The material is by rock songwriters, including Mr. Gabriel’s fellow arena veterans like Neil Young, Radiohead and David Bowie, along with indie-rockers like the Arcade Fire and Bon Iver. But the songs don’t rock: mostly they hover. Only one song, Randy Newman’s despondent “I Think It’s Going to Rain Today,” resembles the original. Mr. Gabriel’s other cover versions are slow, moody and willful .
“I was trying to make a grownup record,” said Mr. Gabriel, 60. “This is treating people as if they can handle difficult music and words. Not that I’ve courted the lowest common denominator before, but there’s a playfulness and childishness in some of my older work that isn’t present on this record.”

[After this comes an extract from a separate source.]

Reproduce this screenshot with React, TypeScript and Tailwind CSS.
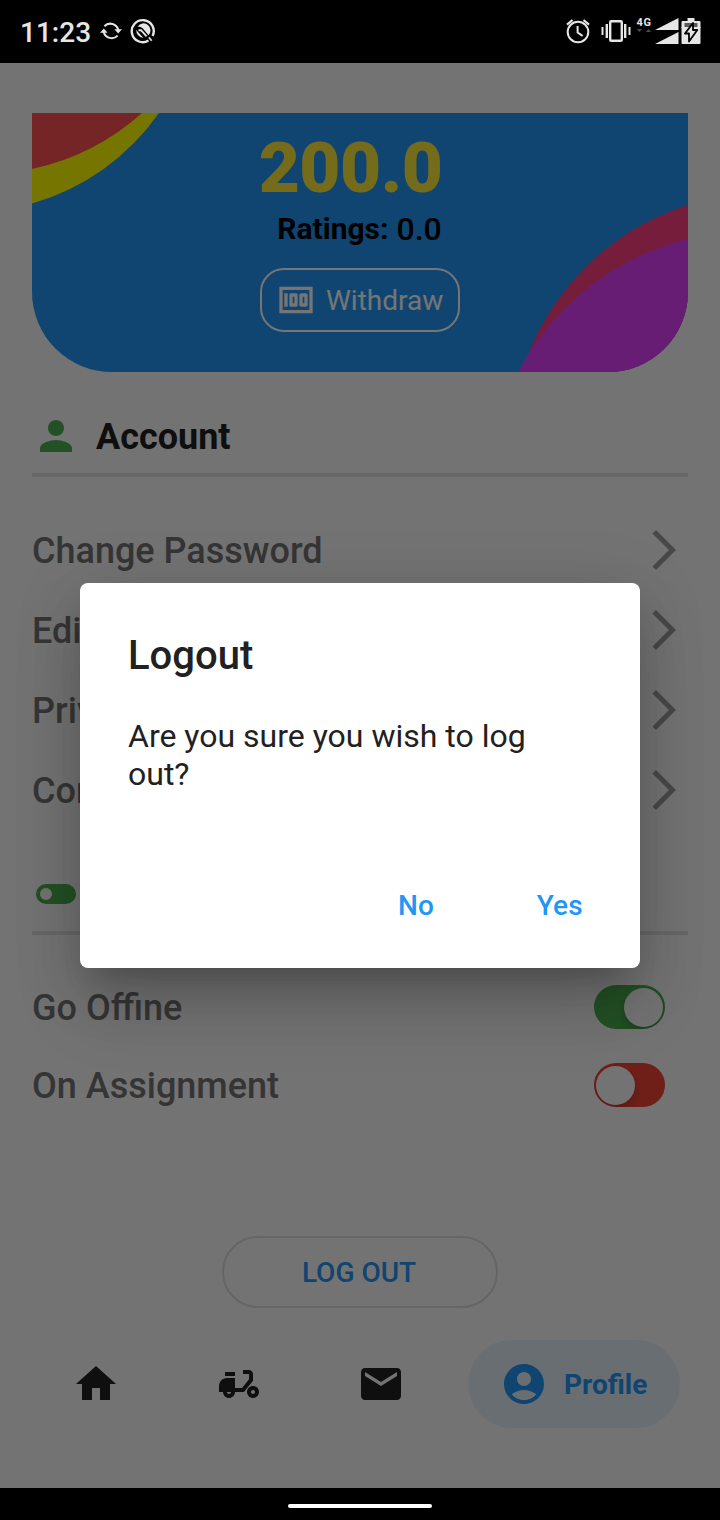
import React from "react";

type IconProps = { d: string; className: string };

function Glyph({ d, className }: IconProps) {
  return (
    <svg viewBox="0 0 24 24" fill="currentColor" fillRule="evenodd" className={className}>
      <path d={d} />
    </svg>
  );
}

const icons = {
  money:
    "M5 8h2v8H5zM12 8H9c-.55 0-1 .45-1 1v6c0 .55.45 1 1 1h3c.55 0 1-.45 1-1V9c0-.55-.45-1-1-1zm-1 6h-1v-4h1v4zM18 8h-3c-.55 0-1 .45-1 1v6c0 .55.45 1 1 1h3c.55 0 1-.45 1-1V9c0-.55-.45-1-1-1zm-1 6h-1v-4h1v4zM2 4v16h20V4H2zm2 14V6h16v12H4z",
  person:
    "M12 12c2.21 0 4-1.79 4-4s-1.79-4-4-4-4 1.79-4 4 1.79 4 4 4zm0 2c-2.67 0-8 1.34-8 4v2h16v-2c0-2.66-5.33-4-8-4z",
  toggle: "M7 7h10a5 5 0 0 1 0 10H7A5 5 0 0 1 7 7zM7 9a3 3 0 1 0 0 6a3 3 0 1 0 0-6z",
  chevron: "M6.23 20.23 8 22 18 12 8 2 6.23 3.77 14.46 12z",
  home: "M10 20v-6h4v6h5v-8h3L12 3 2 12h3v8z",
  scooter:
    "M19 7c0-1.1-.9-2-2-2h-3v2h3v2.65L13.52 14H10V9H6c-2.21 0-4 1.79-4 4v3h2c0 1.66 1.34 3 3 3s3-1.34 3-3h4.48L19 10.35V7zM7 17c-.55 0-1-.45-1-1h2c0 .55-.45 1-1 1zM5 6h5v2H5zM19 13c-1.66 0-3 1.34-3 3s1.34 3 3 3 3-1.34 3-3-1.34-3-3-3zm0 4c-.55 0-1-.45-1-1s.45-1 1-1 1 .45 1 1-.45 1-1 1z",
  mail: "M20 4H4c-1.1 0-1.99.9-1.99 2L2 18c0 1.1.9 2 2 2h16c1.1 0 2-.9 2-2V6c0-1.1-.9-2-2-2zm0 4-8 5-8-5V6l8 5 8-5v2z",
  account:
    "M12 2C6.48 2 2 6.48 2 12s4.48 10 10 10 10-4.48 10-10S17.52 2 12 2zm0 4c1.93 0 3.5 1.57 3.5 3.5S13.93 13 12 13s-3.5-1.57-3.5-3.5S10.07 6 12 6zm0 14c-2.03 0-4.43-.82-6.14-2.88C7.55 15.8 9.68 15 12 15s4.45.8 6.14 2.12C16.43 19.18 14.03 20 12 20z",
};

function StatusBar() {
  return (
    <header className="flex h-[63px] shrink-0 items-center bg-black pl-5 pr-[19px] text-[#e6e6e6]">
      <span className="w-[79px] pt-[2px] text-[28px] font-medium leading-none">11:23</span>
      <svg viewBox="0 0 24 18" className="-mt-[2px] h-[18px] w-6" fill="none" stroke="currentColor" strokeWidth="2">
        <path d="M5.4 4.2A8.2 8.2 0 0 1 19.3 8M18.6 13.6A8.2 8.2 0 0 1 4.7 10" />
        <path d="M15.4 7.200h7.600l-3.800 4.200zM1 10.800h7.600L4.800 6.600z" fill="currentColor" stroke="none" />
      </svg>
      <svg viewBox="0 0 26 26" className="-mt-[2px] ml-[7px] h-[26px] w-[26px]" fill="none" stroke="currentColor">
        <path d="M18.500 22.500A11 11 0 1 1 22.600 18" strokeWidth="2.400" />
        <path d="M7.700 8.500A7 7 0 1 1 18.500 17.300L12.600 10.200Q11 8.800 7.700 8.500Z" fill="currentColor" stroke="none" />
        <path d="M6.200 11.800Q6.200 18.500 13.500 20L7.500 13.500Z" fill="currentColor" stroke="none" />
        <path d="M8.500 12.200H11L16.600 18.400" strokeWidth="2" />
        <path d="M18.800 19.400L21.800 22.800" strokeWidth="1.600" />
      </svg>
      <div className="flex-1" />
      <svg viewBox="0 0 24 26" className="-mt-px h-[26px] w-6" fill="none" stroke="currentColor" strokeWidth="2">
        <circle cx="12" cy="14" r="10.300" />
        <path d="M11.600 8v6.500l5 3.300" />
        <path d="M1 6.600l5.500-4.600M23 6.600l-5.500-4.600" strokeWidth="2.200" />
      </svg>
      <svg viewBox="0 0 30 22" className="-mt-[2px] ml-[11px] h-[22px] w-[30px]" fill="none" stroke="currentColor">
        <rect x="9.200" y="1.200" width="11.600" height="19.600" rx="1" strokeWidth="2.400" />
        <path d="M5.800 4v14M24.200 4v14" strokeWidth="2.400" />
        <path d="M1.500 7v8M28.500 7v8" strokeWidth="2" />
      </svg>
      <div className="ml-1 flex w-[18px] flex-col items-center pb-[15px]">
        <span className="text-[11px] font-bold leading-[12px] tracking-[0.500px]">4G</span>
        <svg viewBox="0 0 16 3" className="h-[3px] w-4 fill-[#4d4d4d]">
          <path d="M1 0h5L3.500 3zM10 3h5L12.500 0z" />
        </svg>
      </div>
      <svg viewBox="0 0 24 26" className="-mt-px ml-[2px] h-[26px] w-6" fill="currentColor">
        <path d="M0 12L23.500 0v12zM0 26L23.500 14v12z" />
      </svg>
      <svg viewBox="0 0 20 26" className="-mt-px ml-[2px] h-[26px] w-5">
        <path d="M6.500 0h7v3H18.500a1 1 0 0 1 1 1v6H.500V4a1 1 0 0 1 1-1h5z" fill="#e6e6e6" />
        <path d="M3.500 5h13v5h-13z" fill="#5a5a5a" />
        <path d="M.500 9h19v16a1 1 0 0 1-1 1h-17a1 1 0 0 1-1-1z" fill="currentColor" />
        <path d="M12 5L4 15.500h4V23.500L16.300 12h-4.300z" fill="currentColor" stroke="#000" strokeWidth="1.800" strokeLinejoin="round" />
      </svg>
    </header>
  );
}

function BalanceCard() {
  return (
    <section className="relative flex h-[259px] shrink-0 flex-col items-center overflow-hidden rounded-b-[80px] bg-[#2196f3]">
      <svg viewBox="0 0 656 259" className="absolute inset-0 h-full w-full">
        <path d="M0 0H127A233 233 0 0 1 0 90.500Z" fill="#ffff00" />
        <path d="M0 0H110A240 240 0 0 1 0 56Z" fill="#ff5252" />
        <path d="M656 92A255 255 0 0 0 490 259H656Z" fill="#ff4081" />
        <path d="M656 126A262 262 0 0 0 486 259H656Z" fill="#e040fb" />
      </svg>
      <p className="relative mt-[19px] pr-[19px] text-[71px] font-black leading-[72px] tracking-[-0.500px] text-[#ffeb3b]">200.0</p>
      <p className="relative mt-[7px] flex h-[36px] items-center gap-[8px] pr-px text-black">
        <span className="text-[30px] font-bold leading-none">Ratings:</span>
        <span className="text-[32px] font-medium leading-none">0.0</span>
      </p>
      <button className="relative mt-[21px] flex h-16 w-[200px] items-center rounded-[24px] border-2 border-white pl-[14px] text-white">
        <Glyph d={icons.money} className="h-10 w-10" />
        <span className="ml-[10px] pt-[2px] text-[28px] leading-none">Withdraw</span>
      </button>
    </section>
  );
}

function Divider() {
  return <div className="h-1 shrink-0 bg-[#e0e0e0]" />;
}

function MenuRow({ label }: { label: string }) {
  return (
    <li className="flex h-20 items-center justify-between">
      <span className="pt-[2px] text-[36px] font-medium leading-none text-[#757575]">{label}</span>
      <Glyph d={icons.chevron} className="h-12 w-12 text-[#9e9e9e]" />
    </li>
  );
}

function SwitchRow({ label, on }: { label: string; on: boolean }) {
  return (
    <div className="flex h-[78px] items-center justify-between pr-[23px]">
      <span className="pt-[2px] text-[36px] font-medium leading-none text-[#757575]">{label}</span>
      <span
        className={
          on
            ? "flex h-[43.500px] w-[71.500px] items-center justify-end overflow-hidden rounded-full bg-[#4caf50] p-[2px]"
            : "flex h-[43.500px] w-[71.500px] items-center justify-start overflow-hidden rounded-full bg-[#f44336] p-[2px]"
        }
      >
        <span className="h-[39px] w-[39px] rounded-full bg-[#fafafa] shadow-[0_4px_8px_rgba(0,0,0,0.2)]" />
      </span>
    </div>
  );
}

function BottomNav() {
  return (
    <nav className="flex h-[88px] shrink-0 items-center text-[#212121]">
      <Glyph d={icons.home} className="ml-[72px] h-12 w-12" />
      <Glyph d={icons.scooter} className="ml-[94.500px] h-12 w-12" />
      <Glyph d={icons.mail} className="ml-[94.500px] h-12 w-12" />
      <div className="ml-[63px] flex h-[88px] w-[212px] items-center rounded-full bg-[#e4f0f9] pl-8 text-[#2196f3]">
        <Glyph d={icons.account} className="h-12 w-12" />
        <span className="ml-4 pt-[2px] text-[28px] font-bold leading-none">Profile</span>
      </div>
    </nav>
  );
}

function LogoutDialog() {
  return (
    <div className="absolute inset-x-0 bottom-8 top-[63px] flex items-start justify-center bg-black/54 pt-[519.500px]">
      <div
        role="dialog"
        className="flex h-[385.500px] w-[560px] flex-col rounded-[8px] bg-white px-12 text-[#212121] shadow-[0_22px_30px_-14px_rgba(0,0,0,0.2),0_40px_68px_2px_rgba(0,0,0,0.14),0_12px_70px_4px_rgba(0,0,0,0.1)]"
      >
        <h2 className="mt-[49px] text-[40px] font-medium leading-[48px]">Logout</h2>
        <p className="mt-[37px] w-[430px] text-[32px] leading-[38px]">Are you sure you wish to log out?</p>
        <div className="mt-[93px] flex text-[28px] font-medium leading-[40px] tracking-[0.200px] text-[#2196f3]">
          <button className="ml-[270px]">No</button>
          <button className="ml-[102.500px]">Yes</button>
        </div>
      </div>
    </div>
  );
}

export default function App() {
  return (
    <div className="relative flex h-[1520px] w-[720px] flex-col overflow-hidden bg-[#fafafa] font-[Roboto,sans-serif]">
      <StatusBar />
      <main className="flex h-[1277px] shrink-0 flex-col px-8 pt-[50px]">
        <BalanceCard />
        <div className="mt-10 flex h-12 shrink-0 items-center gap-4">
          <Glyph d={icons.person} className="h-12 w-12 text-[#4caf50]" />
          <h1 className="pt-[2px] text-[36px] font-bold leading-none text-[#212121]">Account</h1>
        </div>
        <div className="h-[13px] shrink-0" />
        <Divider />
        <ul className="mt-[33px] shrink-0">
          <MenuRow label="Change Password" />
          <MenuRow label="Edit" />
          <MenuRow label="Priv" />
          <MenuRow label="Con" />
        </ul>
        <div className="mt-10 flex h-12 shrink-0 items-center">
          <Glyph d={icons.toggle} className="h-12 w-12 text-[#4caf50]" />
        </div>
        <div className="h-[13px] shrink-0" />
        <Divider />
        <div className="mt-[33px] shrink-0">
          <SwitchRow label="Go Offine" on />
          <SwitchRow label="On Assignment" on={false} />
        </div>
        <button className="mt-[112px] h-[72px] w-[276px] shrink-0 self-center rounded-full border-2 border-[#dcdcdc] pr-[2px] pt-[2px] text-[28px] font-medium leading-none text-[#2196f3]">
          LOG OUT
        </button>
      </main>
      <BottomNav />
      <div className="flex-1" />
      <footer className="flex h-8 shrink-0 items-center justify-center bg-black pt-1">
        <div className="h-1 w-36 rounded-full bg-white" />
      </footer>
      <LogoutDialog />
    </div>
  );
}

Many of the arrangements are eerie and astringent, and the mood, even in love songs, is desolate. “Happy music that is genuinely joyful is probably the hardest music to write,” Mr. Gabriel said. “I think miserable stuff is more natural to the human condition and maybe more cathartic.”
Mr. Gabriel self-consciously set himself limits and conditions because, he said, he finds obstacles more helpful than complete freedom. “I’m better trying to get around something than building something,” he said.
Every full moon Mr. Gabriel plans to release a two-song digital download on iTunes. The series started in January with his version of “The Book of Love” by the Magnetic Fields paired with the Magnetic Fields performing “Not One of Us.” Stephin Merritt, the Magnetic Fields’ songwriter, said he chose that as “the one where I felt most comfortable doing my evil-dwarf chorus.” The second matches Mr. Gabriel’s “Boy in the Bubble” with Paul Simon’s take on “Biko.”
Mr. Gabriel entrusted the vocal tracks to the arranger John Metcalfe, a former member of a postpunk band, the Durutti Column. Mr. Gabriel and Mr. Metcalfe shared a taste for Stravinsky, the mystical Minimalist Arvo Part and American Minimalists like Steve Reich and Philip Glass, along with the British composers Elgar and Vaughan Williams.
Mr. Gabriel egged on his arranger. “The more out there it was, the more he enthused,” Mr. Metcalfe said.
Along with the cover songs Mr. Metcalfe said he is reworking Mr. Gabriel’s older songs with “no drums, no guitars.”
Mr. Gabriel said: “I’m often guilty of overcooking and too much arrangement and throwing too much at it. But I think as I get older, I’m learning better when to be empty and when to be full.”